WHAT TO DO:
Your task is to copy the material exactly.
####################
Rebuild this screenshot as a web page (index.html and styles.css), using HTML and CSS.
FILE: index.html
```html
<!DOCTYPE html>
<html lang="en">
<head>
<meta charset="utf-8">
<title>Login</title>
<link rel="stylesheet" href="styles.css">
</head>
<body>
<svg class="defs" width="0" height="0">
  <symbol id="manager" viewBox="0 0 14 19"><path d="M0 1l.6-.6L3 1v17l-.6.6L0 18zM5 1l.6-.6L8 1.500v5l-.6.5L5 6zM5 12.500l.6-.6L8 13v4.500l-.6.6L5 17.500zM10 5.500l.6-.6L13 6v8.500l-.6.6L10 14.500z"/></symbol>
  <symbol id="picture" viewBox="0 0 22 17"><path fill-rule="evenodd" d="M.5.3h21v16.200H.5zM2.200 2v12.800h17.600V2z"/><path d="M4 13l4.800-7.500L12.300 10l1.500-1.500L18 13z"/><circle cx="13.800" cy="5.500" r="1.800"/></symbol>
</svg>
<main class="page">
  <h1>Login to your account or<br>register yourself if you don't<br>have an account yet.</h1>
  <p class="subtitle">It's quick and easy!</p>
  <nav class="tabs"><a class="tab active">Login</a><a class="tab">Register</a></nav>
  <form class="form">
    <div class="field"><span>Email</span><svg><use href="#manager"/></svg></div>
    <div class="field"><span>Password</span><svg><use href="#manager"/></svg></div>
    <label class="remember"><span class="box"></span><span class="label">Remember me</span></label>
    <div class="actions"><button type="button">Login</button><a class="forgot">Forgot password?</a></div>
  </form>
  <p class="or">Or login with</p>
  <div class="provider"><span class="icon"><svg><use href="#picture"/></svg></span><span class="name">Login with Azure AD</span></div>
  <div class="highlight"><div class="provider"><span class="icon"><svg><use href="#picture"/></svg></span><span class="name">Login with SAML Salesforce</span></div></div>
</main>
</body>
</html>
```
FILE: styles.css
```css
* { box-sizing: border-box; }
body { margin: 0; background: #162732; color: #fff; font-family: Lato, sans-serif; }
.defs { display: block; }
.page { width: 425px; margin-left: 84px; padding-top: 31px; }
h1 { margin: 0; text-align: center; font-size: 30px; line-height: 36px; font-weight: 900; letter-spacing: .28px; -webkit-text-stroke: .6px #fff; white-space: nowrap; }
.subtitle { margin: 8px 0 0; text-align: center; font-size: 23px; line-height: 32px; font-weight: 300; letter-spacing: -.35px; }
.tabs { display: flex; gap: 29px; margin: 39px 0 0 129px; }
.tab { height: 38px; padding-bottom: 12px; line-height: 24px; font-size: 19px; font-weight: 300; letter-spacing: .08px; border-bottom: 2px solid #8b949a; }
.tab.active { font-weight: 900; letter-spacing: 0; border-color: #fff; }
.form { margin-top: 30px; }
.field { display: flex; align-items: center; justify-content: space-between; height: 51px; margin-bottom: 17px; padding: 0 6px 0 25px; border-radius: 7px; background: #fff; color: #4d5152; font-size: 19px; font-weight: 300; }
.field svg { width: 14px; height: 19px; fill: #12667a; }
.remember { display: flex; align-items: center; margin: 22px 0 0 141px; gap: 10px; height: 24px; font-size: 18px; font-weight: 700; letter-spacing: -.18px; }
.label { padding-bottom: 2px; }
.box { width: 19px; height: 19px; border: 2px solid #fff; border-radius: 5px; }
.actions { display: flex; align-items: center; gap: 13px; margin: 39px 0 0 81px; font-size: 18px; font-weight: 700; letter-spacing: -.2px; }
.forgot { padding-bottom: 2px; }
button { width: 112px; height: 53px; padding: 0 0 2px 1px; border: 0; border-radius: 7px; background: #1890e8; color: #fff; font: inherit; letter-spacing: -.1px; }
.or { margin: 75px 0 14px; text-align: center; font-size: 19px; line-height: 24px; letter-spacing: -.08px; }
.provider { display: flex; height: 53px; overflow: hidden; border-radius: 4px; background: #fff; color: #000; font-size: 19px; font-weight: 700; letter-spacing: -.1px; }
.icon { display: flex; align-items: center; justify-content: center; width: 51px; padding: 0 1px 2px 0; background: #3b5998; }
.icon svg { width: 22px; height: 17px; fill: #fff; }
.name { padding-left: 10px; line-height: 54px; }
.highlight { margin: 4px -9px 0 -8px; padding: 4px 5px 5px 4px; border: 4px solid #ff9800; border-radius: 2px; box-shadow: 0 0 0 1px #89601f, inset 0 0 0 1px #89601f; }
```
####################
SOLUTION TO THIS PROBLEM:
Rebuild this screenshot as a web page (index.html and styles.css), using HTML and CSS.
FILE: index.html
```html
<!DOCTYPE html>
<html lang="en">
<head>
<meta charset="utf-8">
<title>Login</title>
<link rel="stylesheet" href="styles.css">
</head>
<body>
<svg class="defs" width="0" height="0">
  <symbol id="manager" viewBox="0 0 14 19"><path d="M0 1l.6-.6L3 1v17l-.6.6L0 18zM5 1l.6-.6L8 1.500v5l-.6.5L5 6zM5 12.500l.6-.6L8 13v4.500l-.6.6L5 17.500zM10 5.500l.6-.6L13 6v8.500l-.6.6L10 14.500z"/></symbol>
  <symbol id="picture" viewBox="0 0 22 17"><path fill-rule="evenodd" d="M.5.3h21v16.200H.5zM2.200 2v12.800h17.600V2z"/><path d="M4 13l4.800-7.500L12.300 10l1.500-1.500L18 13z"/><circle cx="13.800" cy="5.500" r="1.800"/></symbol>
</svg>
<main class="page">
  <h1>Login to your account or<br>register yourself if you don't<br>have an account yet.</h1>
  <p class="subtitle">It's quick and easy!</p>
  <nav class="tabs"><a class="tab active">Login</a><a class="tab">Register</a></nav>
  <form class="form">
    <div class="field"><span>Email</span><svg><use href="#manager"/></svg></div>
    <div class="field"><span>Password</span><svg><use href="#manager"/></svg></div>
    <label class="remember"><span class="box"></span><span class="label">Remember me</span></label>
    <div class="actions"><button type="button">Login</button><a class="forgot">Forgot password?</a></div>
  </form>
  <p class="or">Or login with</p>
  <div class="provider"><span class="icon"><svg><use href="#picture"/></svg></span><span class="name">Login with Azure AD</span></div>
  <div class="highlight"><div class="provider"><span class="icon"><svg><use href="#picture"/></svg></span><span class="name">Login with SAML Salesforce</span></div></div>
</main>
</body>
</html>
```
FILE: styles.css
```css
* { box-sizing: border-box; }
body { margin: 0; background: #162732; color: #fff; font-family: Lato, sans-serif; }
.defs { display: block; }
.page { width: 425px; margin-left: 84px; padding-top: 31px; }
h1 { margin: 0; text-align: center; font-size: 30px; line-height: 36px; font-weight: 900; letter-spacing: .28px; -webkit-text-stroke: .6px #fff; white-space: nowrap; }
.subtitle { margin: 8px 0 0; text-align: center; font-size: 23px; line-height: 32px; font-weight: 300; letter-spacing: -.35px; }
.tabs { display: flex; gap: 29px; margin: 39px 0 0 129px; }
.tab { height: 38px; padding-bottom: 12px; line-height: 24px; font-size: 19px; font-weight: 300; letter-spacing: .08px; border-bottom: 2px solid #8b949a; }
.tab.active { font-weight: 900; letter-spacing: 0; border-color: #fff; }
.form { margin-top: 30px; }
.field { display: flex; align-items: center; justify-content: space-between; height: 51px; margin-bottom: 17px; padding: 0 6px 0 25px; border-radius: 7px; background: #fff; color: #4d5152; font-size: 19px; font-weight: 300; }
.field svg { width: 14px; height: 19px; fill: #12667a; }
.remember { display: flex; align-items: center; margin: 22px 0 0 141px; gap: 10px; height: 24px; font-size: 18px; font-weight: 700; letter-spacing: -.18px; }
.label { padding-bottom: 2px; }
.box { width: 19px; height: 19px; border: 2px solid #fff; border-radius: 5px; }
.actions { display: flex; align-items: center; gap: 13px; margin: 39px 0 0 81px; font-size: 18px; font-weight: 700; letter-spacing: -.2px; }
.forgot { padding-bottom: 2px; }
button { width: 112px; height: 53px; padding: 0 0 2px 1px; border: 0; border-radius: 7px; background: #1890e8; color: #fff; font: inherit; letter-spacing: -.1px; }
.or { margin: 75px 0 14px; text-align: center; font-size: 19px; line-height: 24px; letter-spacing: -.08px; }
.provider { display: flex; height: 53px; overflow: hidden; border-radius: 4px; background: #fff; color: #000; font-size: 19px; font-weight: 700; letter-spacing: -.1px; }
.icon { display: flex; align-items: center; justify-content: center; width: 51px; padding: 0 1px 2px 0; background: #3b5998; }
.icon svg { width: 22px; height: 17px; fill: #fff; }
.name { padding-left: 10px; line-height: 54px; }
.highlight { margin: 4px -9px 0 -8px; padding: 4px 5px 5px 4px; border: 4px solid #ff9800; border-radius: 2px; box-shadow: 0 0 0 1px #89601f, inset 0 0 0 1px #89601f; }
```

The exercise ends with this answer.